Outside, the parade grounds and the
path to the crematorium were covered with small gravel. The only sounds we
heard there was the sound of shoes on the gravel and, again, some gentle
sobbing. I looked past the outside walls with its now empty sentry boxes and
barbed wire to the most beautiful pastoral scene I had ever seen in person. The
tall, beautiful grass was gracefully, and soundlessly swaying in the gentle breeze. Did the prisoners see the same, serene beauty I was seeing? Did they even
notice the beauty? Did they think that the world and God had forsaken them? I
couldn't begin to wrap my brain around their thoughts and their despair. But,
I'll never forget the SILENCE of the entire visit. It was overwhelming!
One of my favorite poems to teach
was one by the American poet Edgar Lee Masters. Its title is Silence.
Now, some of you who were in my English III classes remember it, because I
taught it. If you never read it or if you have forgotten it, you must read it.
You can find it at http://www.bartleby.com/104/43.html. However, I'll give you a short synopsis. Masters writes
about the different types of silence that he has experienced or imagined, just
as I have done here. Some of my favorite lines are: And the silence of a man and a maid, And the silence for which music
alone finds the word, And the silence of the woods before the winds of spring
begin, And the silence of the sick When their eyes roam about the room…. And
the silence of Jeanne d’Arc, Saying amid the flames, “BlesÅ›ed Jesus”— Revealing
in two words all sorrow, all hope.
But my very favorite lines in the
Master’s poem are the ones about the conversation between the young boy and the
old soldier with the youngster asking the soldier how he lost his leg. And as the old man is silent; his mind goes
back to Gettysburg and the horrible sounds of battle, and the screams and agony
of having his leg removed, and the pain and months of recovery. He remains silent because he can’t explain or
verbalize it.
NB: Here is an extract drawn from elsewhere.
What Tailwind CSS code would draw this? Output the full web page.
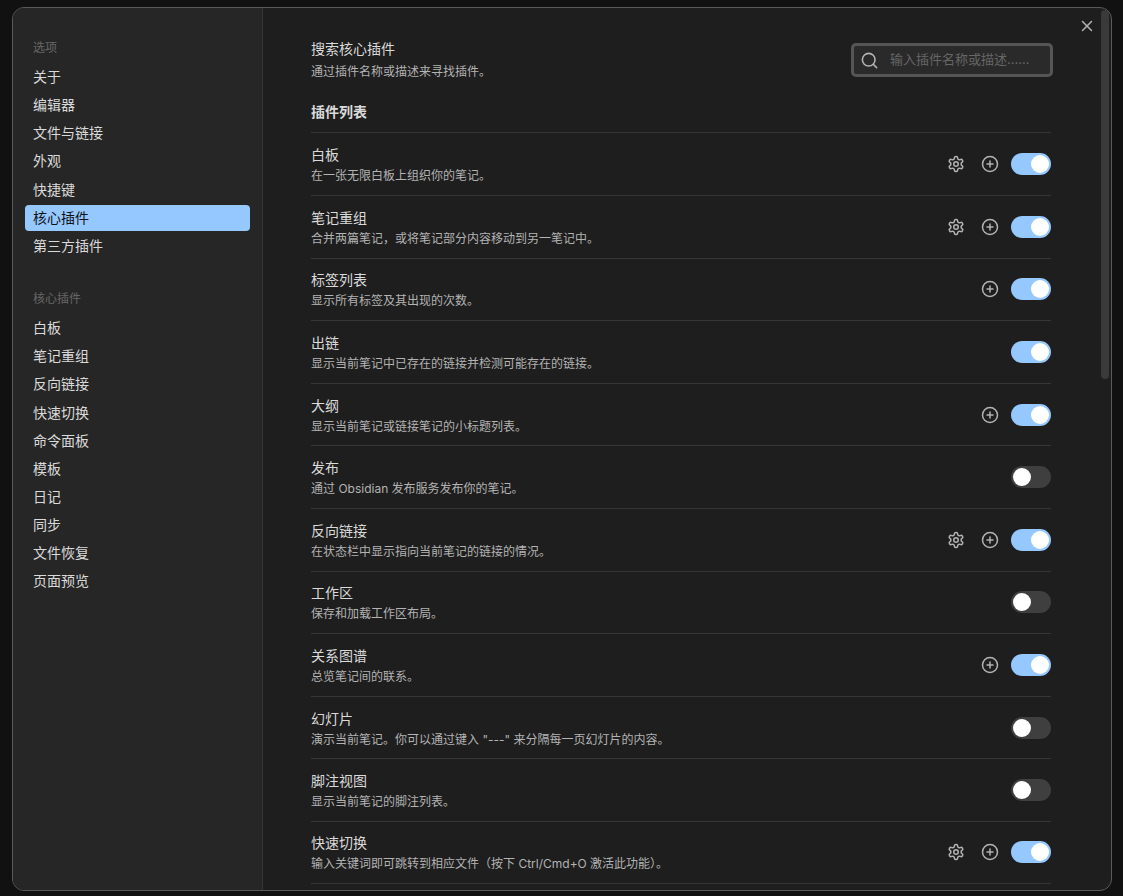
<!DOCTYPE html>
<html lang="zh-CN">
<head>
  <meta charset="UTF-8" />
  <title>选项</title>
  <script src="https://cdn.jsdelivr.net/npm/@tailwindcss/browser@4"></script>
</head>
<body class="bg-[#111111] h-[896px] overflow-hidden font-['Inter','Noto_Sans_CJK_SC',sans-serif]">
  <!-- shared icons -->
  <svg class="hidden">
    <symbol id="gear" viewBox="0 0 24 24" fill="none" stroke="currentColor" stroke-width="2" stroke-linecap="round" stroke-linejoin="round">
      <path d="M12.22 2h-.44a2 2 0 0 0-2 2v.18a2 2 0 0 1-1 1.73l-.43.25a2 2 0 0 1-2 0l-.15-.08a2 2 0 0 0-2.73.73l-.22.38a2 2 0 0 0 .73 2.73l.15.1a2 2 0 0 1 1 1.72v.51a2 2 0 0 1-1 1.74l-.15.09a2 2 0 0 0-.73 2.73l.22.38a2 2 0 0 0 2.73.73l.15-.08a2 2 0 0 1 2 0l.43.25a2 2 0 0 1 1 1.73V20a2 2 0 0 0 2 2h.44a2 2 0 0 0 2-2v-.18a2 2 0 0 1 1-1.73l.43-.25a2 2 0 0 1 2 0l.15.08a2 2 0 0 0 2.73-.73l.22-.39a2 2 0 0 0-.73-2.73l-.15-.08a2 2 0 0 1-1-1.74v-.5a2 2 0 0 1 1-1.74l.15-.09a2 2 0 0 0 .73-2.73l-.22-.38a2 2 0 0 0-2.73-.73l-.15.08a2 2 0 0 1-2 0l-.43-.25a2 2 0 0 1-1-1.73V4a2 2 0 0 0-2-2z"/>
      <circle cx="12" cy="12" r="3"/>
    </symbol>
    <symbol id="plus" viewBox="0 0 24 24" fill="none" stroke="currentColor" stroke-width="2" stroke-linecap="round" stroke-linejoin="round">
      <circle cx="12" cy="12" r="10"/><path d="M8 12h8"/><path d="M12 8v8"/>
    </symbol>
  </svg>

  <div class="relative flex ml-3 mt-[7px] w-[1100px] h-[884px] border border-[#5a5a5a] rounded-[12px] overflow-hidden bg-[#1e1e1e]">
    <!-- sidebar -->
    <aside class="w-[250px] shrink-0 bg-[#262626] border-r border-[#363636] pl-3 pr-3 pt-[28px] text-[14px] text-[#dadada]">
      <div class="h-[24px] pl-2 flex items-center text-[12px] text-[#666666]">选项</div>
      <div class="flex flex-col gap-[2.3px] mt-[4px]">
        <div class="h-[26px] pl-2 pb-[2px] flex items-center">关于</div>
        <div class="h-[26px] pl-2 pb-[2px] flex items-center">编辑器</div>
        <div class="h-[26px] pl-2 pb-[2px] flex items-center">文件与链接</div>
        <div class="h-[26px] pl-2 pb-[2px] flex items-center">外观</div>
        <div class="h-[26px] pl-2 pb-[2px] flex items-center">快捷键</div>
        <div class="h-[26px] pl-2 pb-[2px] flex items-center rounded-[4px] bg-[#94c8ff] text-[#111111]">核心插件</div>
        <div class="h-[26px] pl-2 pb-[2px] flex items-center">第三方插件</div>
      </div>
      <div class="h-[24px] pl-2 flex items-center text-[12px] text-[#666666] mt-[27px]">核心插件</div>
      <div class="flex flex-col gap-[2.1px] mt-[5px]">
        <div class="h-[26px] pl-2 pb-[2px] flex items-center">白板</div>
        <div class="h-[26px] pl-2 pb-[2px] flex items-center">笔记重组</div>
        <div class="h-[26px] pl-2 pb-[2px] flex items-center">反向链接</div>
        <div class="h-[26px] pl-2 pb-[2px] flex items-center">快速切换</div>
        <div class="h-[26px] pl-2 pb-[2px] flex items-center">命令面板</div>
        <div class="h-[26px] pl-2 pb-[2px] flex items-center">模板</div>
        <div class="h-[26px] pl-2 pb-[2px] flex items-center">日记</div>
        <div class="h-[26px] pl-2 pb-[2px] flex items-center">同步</div>
        <div class="h-[26px] pl-2 pb-[2px] flex items-center">文件恢复</div>
        <div class="h-[26px] pl-2 pb-[2px] flex items-center">页面预览</div>
      </div>
    </aside>

    <!-- plugin list -->
    <main class="w-[848px] shrink-0 pl-[48px] pr-[60px] pt-[31px] overflow-hidden">
      <div class="flex items-start justify-between">
        <div>
          <div class="text-[14px] leading-[20px] text-[#dadada]">搜索核心插件</div>
          <div class="text-[12px] leading-[18px] mt-[4px] text-[#b3b3b3]">通过插件名称或描述来寻找插件。</div>
        </div>
        <div class="flex items-center w-[202px] h-[34px] -mr-[2px] mt-[4px] rounded-[5px] border-[3px] border-[#555555] bg-[#2a2a2a] pl-[6px]">
          <svg class="w-[19px] h-[19px] text-[#b3b3b3]" viewBox="0 0 24 24" fill="none" stroke="currentColor" stroke-width="2" stroke-linecap="round" stroke-linejoin="round"><circle cx="11" cy="11" r="8"/><path d="m21 21-4.3-4.3"/></svg>
          <span class="ml-[11px] text-[13px] text-[#666666]">输入插件名称或描述......</span>
        </div>
      </div>
      <div class="mt-[21px] mb-[10.4px] text-[14px] leading-[20px] font-bold text-[#dadada]">插件列表</div>

      <div class="flex flex-col">
        <div class="h-[62.6px] border-t border-[#363636] flex items-center justify-between">
          <div class="pt-[2px]"><div class="text-[14px] leading-[20px] text-[#dadada]">白板</div><div class="text-[12px] leading-[18px] mt-[2px] text-[#b3b3b3]">在一张无限白板上组织你的笔记。</div></div>
          <div class="flex items-center text-[#b3b3b3]">
            <svg class="w-[18px] h-[18px] mr-[16px]"><use href="#gear"/></svg>
            <svg class="w-[18px] h-[18px] mr-[12px]"><use href="#plus"/></svg>
            <div class="w-[40px] h-[22px] rounded-full bg-[#94c8ff] flex items-center justify-end pr-[2px]"><div class="w-[18px] h-[18px] rounded-full bg-white"></div></div>
          </div>
        </div>
        <div class="h-[62.6px] border-t border-[#363636] flex items-center justify-between">
          <div class="pt-[2px]"><div class="text-[14px] leading-[20px] text-[#dadada]">笔记重组</div><div class="text-[12px] leading-[18px] mt-[2px] text-[#b3b3b3]">合并两篇笔记，或将笔记部分内容移动到另一笔记中。</div></div>
          <div class="flex items-center text-[#b3b3b3]">
            <svg class="w-[18px] h-[18px] mr-[16px]"><use href="#gear"/></svg>
            <svg class="w-[18px] h-[18px] mr-[12px]"><use href="#plus"/></svg>
            <div class="w-[40px] h-[22px] rounded-full bg-[#94c8ff] flex items-center justify-end pr-[2px]"><div class="w-[18px] h-[18px] rounded-full bg-white"></div></div>
          </div>
        </div>
        <div class="h-[62.6px] border-t border-[#363636] flex items-center justify-between">
          <div class="pt-[2px]"><div class="text-[14px] leading-[20px] text-[#dadada]">标签列表</div><div class="text-[12px] leading-[18px] mt-[2px] text-[#b3b3b3]">显示所有标签及其出现的次数。</div></div>
          <div class="flex items-center text-[#b3b3b3]">
            <svg class="w-[18px] h-[18px] mr-[12px]"><use href="#plus"/></svg>
            <div class="w-[40px] h-[22px] rounded-full bg-[#94c8ff] flex items-center justify-end pr-[2px]"><div class="w-[18px] h-[18px] rounded-full bg-white"></div></div>
          </div>
        </div>
        <div class="h-[62.6px] border-t border-[#363636] flex items-center justify-between">
          <div class="pt-[2px]"><div class="text-[14px] leading-[20px] text-[#dadada]">出链</div><div class="text-[12px] leading-[18px] mt-[2px] text-[#b3b3b3]">显示当前笔记中已存在的链接并检测可能存在的链接。</div></div>
          <div class="flex items-center text-[#b3b3b3]">
            <div class="w-[40px] h-[22px] rounded-full bg-[#94c8ff] flex items-center justify-end pr-[2px]"><div class="w-[18px] h-[18px] rounded-full bg-white"></div></div>
          </div>
        </div>
        <div class="h-[62.6px] border-t border-[#363636] flex items-center justify-between">
          <div class="pt-[2px]"><div class="text-[14px] leading-[20px] text-[#dadada]">大纲</div><div class="text-[12px] leading-[18px] mt-[2px] text-[#b3b3b3]">显示当前笔记或链接笔记的小标题列表。</div></div>
          <div class="flex items-center text-[#b3b3b3]">
            <svg class="w-[18px] h-[18px] mr-[12px]"><use href="#plus"/></svg>
            <div class="w-[40px] h-[22px] rounded-full bg-[#94c8ff] flex items-center justify-end pr-[2px]"><div class="w-[18px] h-[18px] rounded-full bg-white"></div></div>
          </div>
        </div>
        <div class="h-[62.6px] border-t border-[#363636] flex items-center justify-between">
          <div class="pt-[2px]"><div class="text-[14px] leading-[20px] text-[#dadada]">发布</div><div class="text-[12px] leading-[18px] mt-[2px] text-[#b3b3b3]">通过 Obsidian 发布服务发布你的笔记。</div></div>
          <div class="w-[40px] h-[22px] rounded-full bg-[#3f3f3f] flex items-center pl-[2px]"><div class="w-[18px] h-[18px] rounded-full bg-white"></div></div>
        </div>
        <div class="h-[62.6px] border-t border-[#363636] flex items-center justify-between">
          <div class="pt-[2px]"><div class="text-[14px] leading-[20px] text-[#dadada]">反向链接</div><div class="text-[12px] leading-[18px] mt-[2px] text-[#b3b3b3]">在状态栏中显示指向当前笔记的链接的情况。</div></div>
          <div class="flex items-center text-[#b3b3b3]">
            <svg class="w-[18px] h-[18px] mr-[16px]"><use href="#gear"/></svg>
            <svg class="w-[18px] h-[18px] mr-[12px]"><use href="#plus"/></svg>
            <div class="w-[40px] h-[22px] rounded-full bg-[#94c8ff] flex items-center justify-end pr-[2px]"><div class="w-[18px] h-[18px] rounded-full bg-white"></div></div>
          </div>
        </div>
        <div class="h-[62.6px] border-t border-[#363636] flex items-center justify-between">
          <div class="pt-[2px]"><div class="text-[14px] leading-[20px] text-[#dadada]">工作区</div><div class="text-[12px] leading-[18px] mt-[2px] text-[#b3b3b3]">保存和加载工作区布局。</div></div>
          <div class="w-[40px] h-[22px] rounded-full bg-[#3f3f3f] flex items-center pl-[2px]"><div class="w-[18px] h-[18px] rounded-full bg-white"></div></div>
        </div>
        <div class="h-[62.6px] border-t border-[#363636] flex items-center justify-between">
          <div class="pt-[2px]"><div class="text-[14px] leading-[20px] text-[#dadada]">关系图谱</div><div class="text-[12px] leading-[18px] mt-[2px] text-[#b3b3b3]">总览笔记间的联系。</div></div>
          <div class="flex items-center text-[#b3b3b3]">
            <svg class="w-[18px] h-[18px] mr-[12px]"><use href="#plus"/></svg>
            <div class="w-[40px] h-[22px] rounded-full bg-[#94c8ff] flex items-center justify-end pr-[2px]"><div class="w-[18px] h-[18px] rounded-full bg-white"></div></div>
          </div>
        </div>
        <div class="h-[62.6px] border-t border-[#363636] flex items-center justify-between">
          <div class="pt-[2px]"><div class="text-[14px] leading-[20px] text-[#dadada]">幻灯片</div><div class="text-[12px] leading-[18px] mt-[2px] text-[#b3b3b3]">演示当前笔记。你可以通过键入 "---" 来分隔每一页幻灯片的内容。</div></div>
          <div class="w-[40px] h-[22px] rounded-full bg-[#3f3f3f] flex items-center pl-[2px]"><div class="w-[18px] h-[18px] rounded-full bg-white"></div></div>
        </div>
        <div class="h-[62.6px] border-t border-[#363636] flex items-center justify-between">
          <div class="pt-[2px]"><div class="text-[14px] leading-[20px] text-[#dadada]">脚注视图</div><div class="text-[12px] leading-[18px] mt-[2px] text-[#b3b3b3]">显示当前笔记的脚注列表。</div></div>
          <div class="w-[40px] h-[22px] rounded-full bg-[#3f3f3f] flex items-center pl-[2px]"><div class="w-[18px] h-[18px] rounded-full bg-white"></div></div>
        </div>
        <div class="h-[62.6px] border-t border-b border-[#363636] flex items-center justify-between">
          <div class="pt-[2px]"><div class="text-[14px] leading-[20px] text-[#dadada]">快速切换</div><div class="text-[12px] leading-[18px] mt-[2px] text-[#b3b3b3]">输入关键词即可跳转到相应文件（按下 Ctrl/Cmd+O 激活此功能）。</div></div>
          <div class="flex items-center text-[#b3b3b3]">
            <svg class="w-[18px] h-[18px] mr-[16px]"><use href="#gear"/></svg>
            <svg class="w-[18px] h-[18px] mr-[12px]"><use href="#plus"/></svg>
            <div class="w-[40px] h-[22px] rounded-full bg-[#94c8ff] flex items-center justify-end pr-[2px]"><div class="w-[18px] h-[18px] rounded-full bg-white"></div></div>
          </div>
        </div>
      </div>
    </main>

    <!-- close button and scrollbar sit over the panel -->
    <svg class="absolute top-[9px] right-[15px] w-[18px] h-[18px] text-[#b3b3b3]" viewBox="0 0 24 24" fill="none" stroke="currentColor" stroke-width="2" stroke-linecap="round"><path d="M18 6 6 18"/><path d="m6 6 12 12"/></svg>
    <div class="absolute top-[2px] right-[2px] w-[8px] h-[369px] rounded-[4px] bg-[#3a3a3a]"></div>
  </div>
</body>
</html>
But if he could describe it all He would be
an artist. But if he were an artist,
there would be deeper wounds Which he could not describe.
[From
ABW: Keep silence and think about these lines.]
The play had absolutely
nothing to do with the beginning incident, and we never saw that particular
performer again. I cannot even remember what the play was about, but, as you
can see, I’ve never forgotten that beginning.
For some reason, it was important to not begin the play until everyone
was silent and then to continue not beginning the play until someone in the
audience broke that silence! I went back
another night to see the beginning, and it was the same, except, as I remember,
the second time someone laughed, and then the play began. Very interesting concept. . . Are you reading this, Playwright Don Redman?
Why is it that we are
uncomfortable with silence? Just as I
was at my fat-meeting. Well, I know why
I was uncomfortable. . .it was the money and it hurt my wallet. But why did someone ALWAYS break the silence
in the auditorium before the play? Is
sound the rule and silence the exception?
When I taught a night
speech course at Tulane U., I always had many Tulane football players. Most of them were being interviewed on TV at
some point after practice or games, and it drove me crazy that as soon as the
reporter asked them a question, they began answering with never a pause
anywhere. “Tell me, Football Player,
how did you think Tulane performed tonight?”
Football Player: “Uh, Well, uh,
we, uh, had uh hard time in the, uh, first quarter, uh, because, uh, they are
a, uh, strong, uh, team.”
I would tell them that
if they took a couple of seconds to think what they were going to say and then
say it, straight out, without uh’s, the reporter would cut any pauses or
silence on the tape. They can’t let an
interview go out with gaps of silence. I told them, “You will then sound
half-way intelligent. Don't look like a deer caught in the headlights; have a thoughtful look on your face before you speak. If, on the other
hand, you fill the entire time with words and sounds without any pauses, they
can’t edit that, and you will sound like a stereotypical dumb, football
player!” I continued, “You are letting
the reporters be in charge of how you appear and sound on camera, and YOU
should be in charge!” One night, when I
did not have a class, I received a phone call at home. It began: “Is this Miss Bryant?” I replied
yes. “Is this Miss Bryant who teaches
Speech at Tulane?” Yes! “Well, Miss Bryant, I just wanted you to know
that I was interviewed on Channel 6 after practice tonight, and it’s gonna be
on the 10 o’clock news, and I sounded half-way intelligent.” I thanked him, watched it, and he did! But I
can't teach them all.
Now, before you get
your knickers in a twist about the silent-treatment
that you give your spouse, or your spouse gives you, or the agony of being
married to “the strong, silent type,” I’m not talking about silence as an
alternative to healthy communication between and among people. I'm not talking about the white noise you need to get to sleep at night. And I’m not talking about deep, psychological
trauma as in The Silence of The Lambs,
whichever number. I’m talking about
silence as a dramatic effect in speech and theatre, silence in situations too
great, too unbelievable, too overwhelming to merit any sound, the pregnant pause of
anticipation, the silence of thought before speaking. . . that kind of silence.
An old proverb tells us that speech is silver, but silence is golden. And, the Bible tells us that there is a time to speak and a time to be
silent. Pray that God will give us the wisdom to know the difference.